The "Sword of Destiny" is the second book in the Witcher Saga by its internal chronology, although most of the stories have been written before the ones in "The Last Wish".  These stories are longer, more convoluted and less exciting than the ones in the previous collection.

"The Bounds of Reason" is about a dragon-hunter dragon who is also a human and a couple of sexy female bodyguards who seem to have been lifted straight out of a Conan story. 

"A Shard of Ice" is about Yennefer's and Geralt's relationship and the promiscuous life Yenn used to lead, and still leads to some extent.  After all, a couple of hundred years in a young, enhanced female body coupled with magical powers is probably a strong motivator for any female to play the field as much as physically possible.

"A Little Sacrifice" is about a mermaid being in love with a human (a local nobleman asshole, go figure), and starving Geralt working for free because he has to much principle and dignity to slaughter every self-indulgent prick who insults him (as he justly should).  He is also too principled to take a woman's heart (and body) while knowing he cannot reciprocate long-term, even though the woman is also a smart and talented bard (Little Eye) who would want nothing more in the world.   Dandelion is pretty cool here too.

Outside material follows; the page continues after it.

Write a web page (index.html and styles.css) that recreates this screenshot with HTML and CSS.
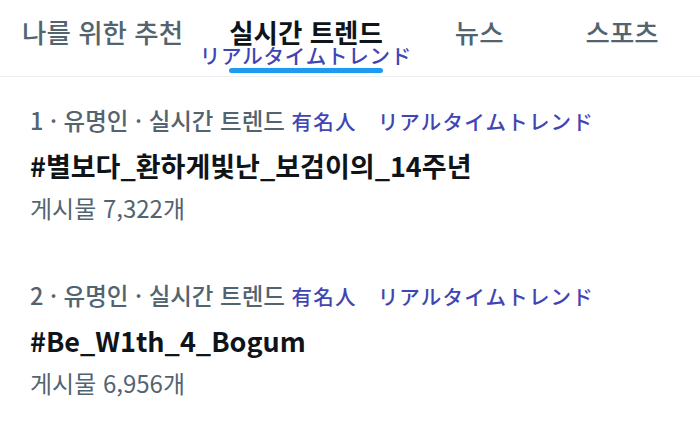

"The Sword of Destiny" is starting the Ciri Saga which will be the main theme for the rest of the 6 volumes.  She is 14-15 here and abducted (kind of) by the Forest Dryads who are getting ready to make her one of their own (as they steal human children and mutate them through poisons and potions to increase their ranks).  Eventually Geralt gets her out and their lifelong adventures begin.  Their banter is priceless.

"Something More" concludes the collection and it is about Ciri becoming entangled with Geralt forever.  A theme before was that "Destiny is not Enough", but here Ciri says to Geralt "I am your Destiny" and Geralt replies "You are Something More".  Pretty cool.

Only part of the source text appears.